What this task involves: Return the material word for word. Do not include the pictures.

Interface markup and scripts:
[Begin]

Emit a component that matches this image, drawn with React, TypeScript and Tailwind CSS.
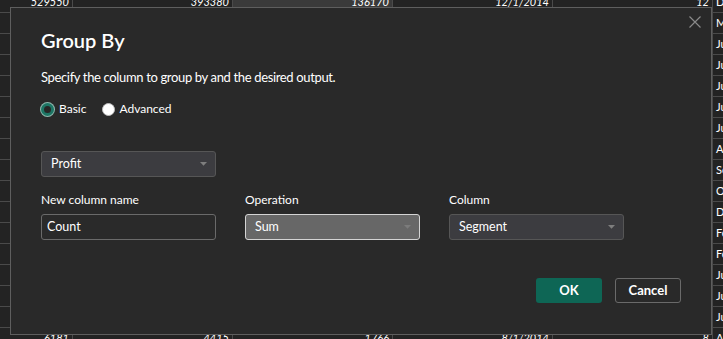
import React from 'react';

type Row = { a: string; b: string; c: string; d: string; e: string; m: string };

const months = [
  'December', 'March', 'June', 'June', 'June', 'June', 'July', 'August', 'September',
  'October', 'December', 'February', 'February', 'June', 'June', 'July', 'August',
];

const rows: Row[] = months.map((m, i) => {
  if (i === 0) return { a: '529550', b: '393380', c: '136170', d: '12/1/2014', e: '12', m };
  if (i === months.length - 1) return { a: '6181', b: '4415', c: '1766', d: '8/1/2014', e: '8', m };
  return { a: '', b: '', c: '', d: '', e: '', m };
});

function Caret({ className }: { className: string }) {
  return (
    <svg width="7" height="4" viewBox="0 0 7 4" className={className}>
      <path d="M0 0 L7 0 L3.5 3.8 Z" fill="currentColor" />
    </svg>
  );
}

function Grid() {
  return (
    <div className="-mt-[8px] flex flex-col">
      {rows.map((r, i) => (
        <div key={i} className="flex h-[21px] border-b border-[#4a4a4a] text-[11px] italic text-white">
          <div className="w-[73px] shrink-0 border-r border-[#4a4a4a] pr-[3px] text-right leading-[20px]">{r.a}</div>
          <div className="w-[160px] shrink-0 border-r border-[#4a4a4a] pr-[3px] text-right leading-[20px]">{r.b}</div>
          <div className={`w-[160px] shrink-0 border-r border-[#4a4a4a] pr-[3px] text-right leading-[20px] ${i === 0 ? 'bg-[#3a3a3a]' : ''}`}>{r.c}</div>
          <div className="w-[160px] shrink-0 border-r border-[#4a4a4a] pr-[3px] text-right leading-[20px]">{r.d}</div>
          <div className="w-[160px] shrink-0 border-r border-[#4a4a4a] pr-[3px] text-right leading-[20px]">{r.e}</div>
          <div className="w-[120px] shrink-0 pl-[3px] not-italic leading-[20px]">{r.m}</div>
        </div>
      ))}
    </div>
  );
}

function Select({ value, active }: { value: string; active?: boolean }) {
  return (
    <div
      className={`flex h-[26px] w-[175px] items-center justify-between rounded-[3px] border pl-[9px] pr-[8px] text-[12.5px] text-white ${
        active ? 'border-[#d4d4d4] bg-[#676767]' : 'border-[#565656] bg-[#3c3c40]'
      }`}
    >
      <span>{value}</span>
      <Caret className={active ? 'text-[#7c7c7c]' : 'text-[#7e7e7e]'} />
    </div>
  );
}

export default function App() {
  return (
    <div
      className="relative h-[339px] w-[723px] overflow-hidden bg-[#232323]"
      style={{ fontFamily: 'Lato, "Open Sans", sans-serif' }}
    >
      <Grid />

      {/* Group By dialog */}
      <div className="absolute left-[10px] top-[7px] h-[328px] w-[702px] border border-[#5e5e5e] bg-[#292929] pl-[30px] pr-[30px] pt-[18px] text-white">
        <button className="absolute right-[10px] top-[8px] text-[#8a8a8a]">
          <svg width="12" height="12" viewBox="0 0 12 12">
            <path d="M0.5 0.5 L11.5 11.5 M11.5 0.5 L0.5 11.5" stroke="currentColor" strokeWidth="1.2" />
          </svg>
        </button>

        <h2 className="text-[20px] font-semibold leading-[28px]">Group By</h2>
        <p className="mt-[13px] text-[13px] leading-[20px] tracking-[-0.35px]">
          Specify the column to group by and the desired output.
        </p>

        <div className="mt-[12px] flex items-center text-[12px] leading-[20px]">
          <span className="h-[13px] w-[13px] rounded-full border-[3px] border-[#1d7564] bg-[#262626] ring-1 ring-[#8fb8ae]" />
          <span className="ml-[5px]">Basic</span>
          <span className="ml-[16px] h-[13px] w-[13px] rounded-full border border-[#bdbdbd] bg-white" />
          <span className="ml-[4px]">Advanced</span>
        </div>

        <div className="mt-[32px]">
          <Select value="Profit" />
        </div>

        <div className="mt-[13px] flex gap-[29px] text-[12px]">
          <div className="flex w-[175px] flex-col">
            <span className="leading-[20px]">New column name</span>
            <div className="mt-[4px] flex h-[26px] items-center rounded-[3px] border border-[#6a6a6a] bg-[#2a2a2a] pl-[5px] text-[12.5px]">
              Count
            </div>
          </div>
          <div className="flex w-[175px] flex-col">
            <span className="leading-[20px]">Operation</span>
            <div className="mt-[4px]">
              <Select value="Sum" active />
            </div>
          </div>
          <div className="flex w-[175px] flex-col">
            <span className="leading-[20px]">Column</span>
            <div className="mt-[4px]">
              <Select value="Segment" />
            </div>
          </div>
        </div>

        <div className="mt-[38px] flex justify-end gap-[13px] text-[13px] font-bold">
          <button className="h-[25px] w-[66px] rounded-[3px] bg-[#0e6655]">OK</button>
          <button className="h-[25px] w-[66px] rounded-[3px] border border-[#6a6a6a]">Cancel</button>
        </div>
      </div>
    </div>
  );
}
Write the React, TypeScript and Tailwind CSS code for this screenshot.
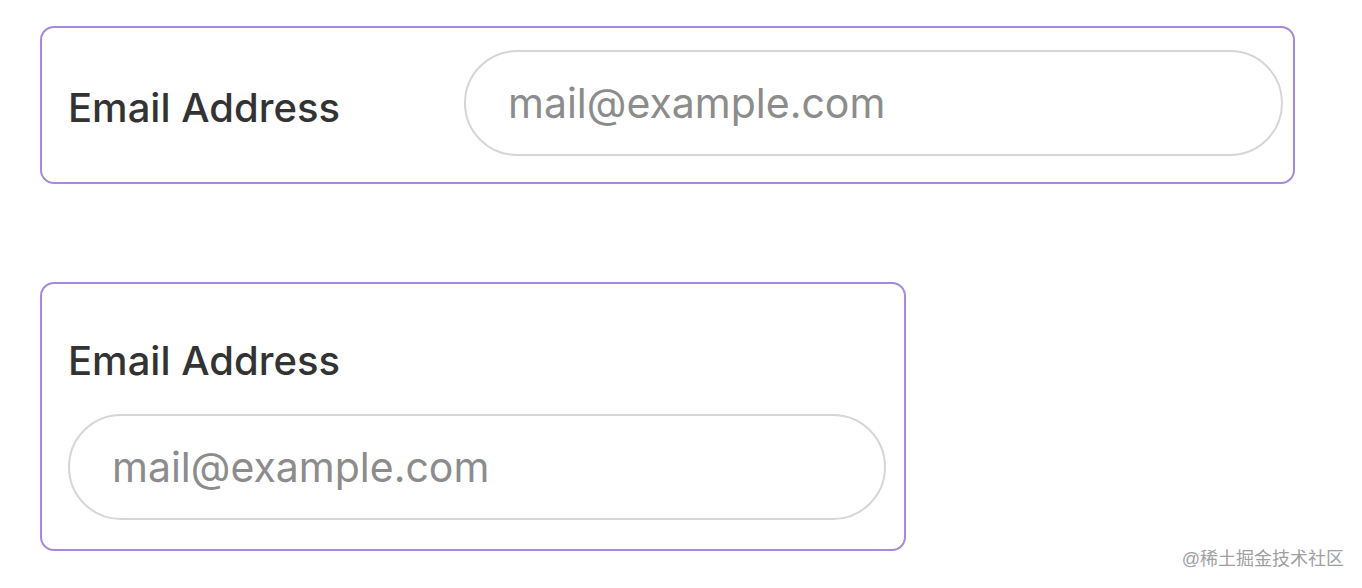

[End]

Written reply:
Emit a component that matches this image, drawn with React, TypeScript and Tailwind CSS.
import React from 'react';

type Row = { a: string; b: string; c: string; d: string; e: string; m: string };

const months = [
  'December', 'March', 'June', 'June', 'June', 'June', 'July', 'August', 'September',
  'October', 'December', 'February', 'February', 'June', 'June', 'July', 'August',
];

const rows: Row[] = months.map((m, i) => {
  if (i === 0) return { a: '529550', b: '393380', c: '136170', d: '12/1/2014', e: '12', m };
  if (i === months.length - 1) return { a: '6181', b: '4415', c: '1766', d: '8/1/2014', e: '8', m };
  return { a: '', b: '', c: '', d: '', e: '', m };
});

function Caret({ className }: { className: string }) {
  return (
    <svg width="7" height="4" viewBox="0 0 7 4" className={className}>
      <path d="M0 0 L7 0 L3.5 3.8 Z" fill="currentColor" />
    </svg>
  );
}

function Grid() {
  return (
    <div className="-mt-[8px] flex flex-col">
      {rows.map((r, i) => (
        <div key={i} className="flex h-[21px] border-b border-[#4a4a4a] text-[11px] italic text-white">
          <div className="w-[73px] shrink-0 border-r border-[#4a4a4a] pr-[3px] text-right leading-[20px]">{r.a}</div>
          <div className="w-[160px] shrink-0 border-r border-[#4a4a4a] pr-[3px] text-right leading-[20px]">{r.b}</div>
          <div className={`w-[160px] shrink-0 border-r border-[#4a4a4a] pr-[3px] text-right leading-[20px] ${i === 0 ? 'bg-[#3a3a3a]' : ''}`}>{r.c}</div>
          <div className="w-[160px] shrink-0 border-r border-[#4a4a4a] pr-[3px] text-right leading-[20px]">{r.d}</div>
          <div className="w-[160px] shrink-0 border-r border-[#4a4a4a] pr-[3px] text-right leading-[20px]">{r.e}</div>
          <div className="w-[120px] shrink-0 pl-[3px] not-italic leading-[20px]">{r.m}</div>
        </div>
      ))}
    </div>
  );
}

function Select({ value, active }: { value: string; active?: boolean }) {
  return (
    <div
      className={`flex h-[26px] w-[175px] items-center justify-between rounded-[3px] border pl-[9px] pr-[8px] text-[12.5px] text-white ${
        active ? 'border-[#d4d4d4] bg-[#676767]' : 'border-[#565656] bg-[#3c3c40]'
      }`}
    >
      <span>{value}</span>
      <Caret className={active ? 'text-[#7c7c7c]' : 'text-[#7e7e7e]'} />
    </div>
  );
}

export default function App() {
  return (
    <div
      className="relative h-[339px] w-[723px] overflow-hidden bg-[#232323]"
      style={{ fontFamily: 'Lato, "Open Sans", sans-serif' }}
    >
      <Grid />

      {/* Group By dialog */}
      <div className="absolute left-[10px] top-[7px] h-[328px] w-[702px] border border-[#5e5e5e] bg-[#292929] pl-[30px] pr-[30px] pt-[18px] text-white">
        <button className="absolute right-[10px] top-[8px] text-[#8a8a8a]">
          <svg width="12" height="12" viewBox="0 0 12 12">
            <path d="M0.5 0.5 L11.5 11.5 M11.5 0.5 L0.5 11.5" stroke="currentColor" strokeWidth="1.2" />
          </svg>
        </button>

        <h2 className="text-[20px] font-semibold leading-[28px]">Group By</h2>
        <p className="mt-[13px] text-[13px] leading-[20px] tracking-[-0.35px]">
          Specify the column to group by and the desired output.
        </p>

        <div className="mt-[12px] flex items-center text-[12px] leading-[20px]">
          <span className="h-[13px] w-[13px] rounded-full border-[3px] border-[#1d7564] bg-[#262626] ring-1 ring-[#8fb8ae]" />
          <span className="ml-[5px]">Basic</span>
          <span className="ml-[16px] h-[13px] w-[13px] rounded-full border border-[#bdbdbd] bg-white" />
          <span className="ml-[4px]">Advanced</span>
        </div>

        <div className="mt-[32px]">
          <Select value="Profit" />
        </div>

        <div className="mt-[13px] flex gap-[29px] text-[12px]">
          <div className="flex w-[175px] flex-col">
            <span className="leading-[20px]">New column name</span>
            <div className="mt-[4px] flex h-[26px] items-center rounded-[3px] border border-[#6a6a6a] bg-[#2a2a2a] pl-[5px] text-[12.5px]">
              Count
            </div>
          </div>
          <div className="flex w-[175px] flex-col">
            <span className="leading-[20px]">Operation</span>
            <div className="mt-[4px]">
              <Select value="Sum" active />
            </div>
          </div>
          <div className="flex w-[175px] flex-col">
            <span className="leading-[20px]">Column</span>
            <div className="mt-[4px]">
              <Select value="Segment" />
            </div>
          </div>
        </div>

        <div className="mt-[38px] flex justify-end gap-[13px] text-[13px] font-bold">
          <button className="h-[25px] w-[66px] rounded-[3px] bg-[#0e6655]">OK</button>
          <button className="h-[25px] w-[66px] rounded-[3px] border border-[#6a6a6a]">Cancel</button>
        </div>
      </div>
    </div>
  );
}
Write the React, TypeScript and Tailwind CSS code for this screenshot.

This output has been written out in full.